As Nigel Osborne talks animatedly about music therapy, it is no surprise to hear that he is to deliver a speech and concert at Learning Tapestry's conference next week.
The composer of operas for English National Opera, Opera Factory, Glyndebourne and the National Theatre of Sarajevo has received growing recognition. Tapestry now believes the Reid Professor of Music at Edinburgh University is such a significant educational figure that it mentions him in the same breath as learning gurus Howard Gardner, Daniel Goleman and Tony Buzan.
Professor Osborne introduced a "music in the community" course into the undergraduate curriculum in 1991 which was awarded a Queen's Anniversary Prize. It involves training, research and development centring on the uses of music in education, creative development, therapy and rehabilitation.
"I became involved in music therapy, although I was not trained and remain untrained," he says. "I was a schoolteacher and have been very much involved in education."
It was the human rights work in which Professor Osborne was heavily involved that opened his eyes to the effects of music on children's emotions. "This took me to Sarajevo which, at the time, was not an easy thing to do. It seemed to me there was something we should try to do for the kids. This was early 1993. The schools had closed and it was an appalling situation.
"I got in touch with some old friends and we started doing workshops for children. The idea was simply a diversion as nothing was happening in schools, so we thought that having some fun with creative arts would be a good idea.
"But it became very clear, very early, that there was a massive reaction from the children and that something more than just distraction was happening. There was a kind of surge of emotions from the kids and I recognised a number of things I have learnt to recognise since."
Professor Osborne became involved with the charity War Child, conducting regular music therapy workshops, and helped build the Pavarotti Music Centre in the southern Bosnian town of Mostar.
Many of his students have joined him, especially at the summer camps he started. "One of my students went over there and has just come back six years later, which is great," he says.
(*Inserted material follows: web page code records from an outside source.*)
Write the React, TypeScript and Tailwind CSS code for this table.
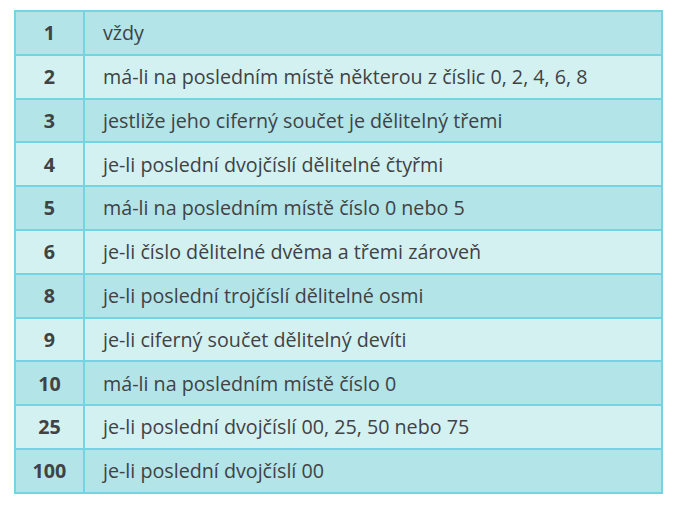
import React from "react";

const rows = [
  ["1", "vždy"],
  ["2", "má-li na posledním místě některou z číslic 0, 2, 4, 6, 8"],
  ["3", "jestliže jeho ciferný součet je dělitelný třemi"],
  ["4", "je-li poslední dvojčíslí dělitelné čtyřmi"],
  ["5", "má-li na posledním místě číslo 0 nebo 5"],
  ["6", "je-li číslo dělitelné dvěma a třemi zároveň"],
  ["8", "je-li poslední trojčíslí dělitelné osmi"],
  ["9", "je-li ciferný součet dělitelný devíti"],
  ["10", "má-li na posledním místě číslo 0"],
  ["25", "je-li poslední dvojčíslí 00, 25, 50 nebo 75"],
  ["100", "je-li poslední dvojčíslí 00"],
];

const App = () => {
  return (
    <div className="w-[676px] h-[507px] bg-white pt-[10px] pl-[14px]" style={{ fontFamily: '"Open Sans", sans-serif' }}>
      <table className="w-[649px] border-collapse border-2 border-[#74d4e1] text-[#404244] text-[19.7px]">
        <tbody>
          {rows.map(([n, t], i) => (
            <tr key={n} className={i % 2 === 0 ? "bg-[#b3e4e8] h-[43.8px]" : "bg-[#d4f1f2] h-[43.8px]"}>
              <td className="w-[69px] border-2 border-[#74d4e1] text-center font-bold p-0">{n}</td>
              <td className="border-2 border-[#74d4e1] pl-[18px] p-0">{t}</td>
            </tr>
          ))}
        </tbody>
      </table>
    </div>
  );
};

export default App;
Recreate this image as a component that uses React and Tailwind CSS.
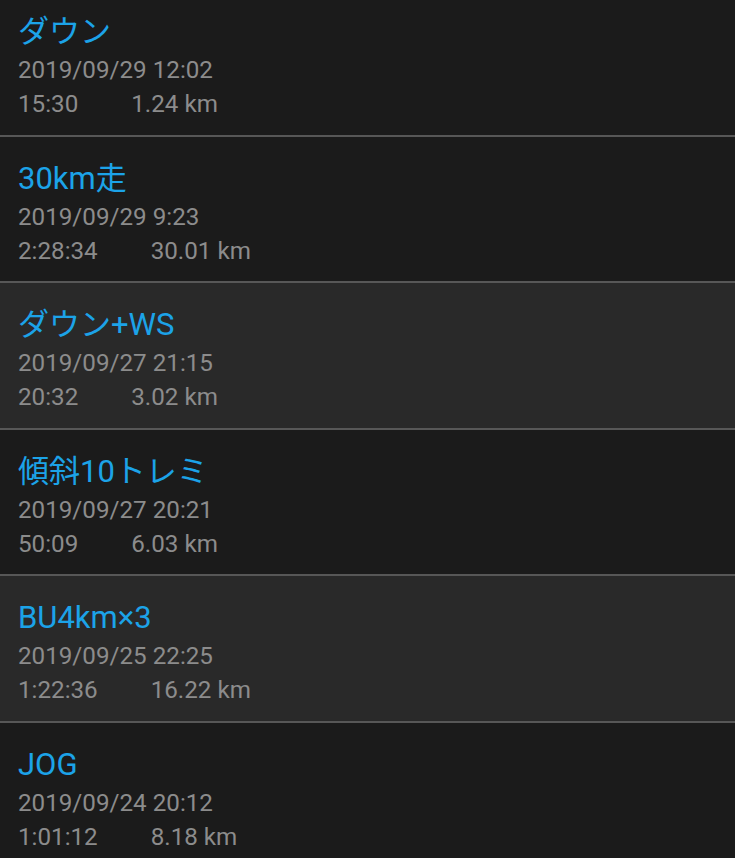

He is looking to develop programmes in Afghanistan and in Iraq, and is keen for schools throughout Scotland and the rest of the UK to join in. He has been involved in pilot projects - his students have worked with primary and secondary children in the Lothians - and is keen to develop things further.
"Music is a subject that has suffered very much from the emphasis on back to basics," he says. "But it has a huge potential to move children along and help them."
It is easy to see why this spurred his involvement with Learning Tapestry, whose focus is very much on creativity in the classroom. "Music can transform things socially and help people move on in certain circles. It provides a template for language and is something that has a very personal relationship with the body - it brings about physical and psychological changes in human beings.
"Creative music is also a very robust form of generating self-respect. By creating it, you are making something which cannot be destroyed. When I was in Kosovo, a father of a child with whom I had written a song came up to me and said: 'Two days ago our house was burned down but you can't burn down a song.' I thought this was a very poignant message."
Appropriately, Osborne's workshop next week is called "Tuning the emotions - the personal development of children".
The Tapestry conference, Creativity and Music and the Mind, is on September 18-19 at the Glasgow Royal Concert Hall.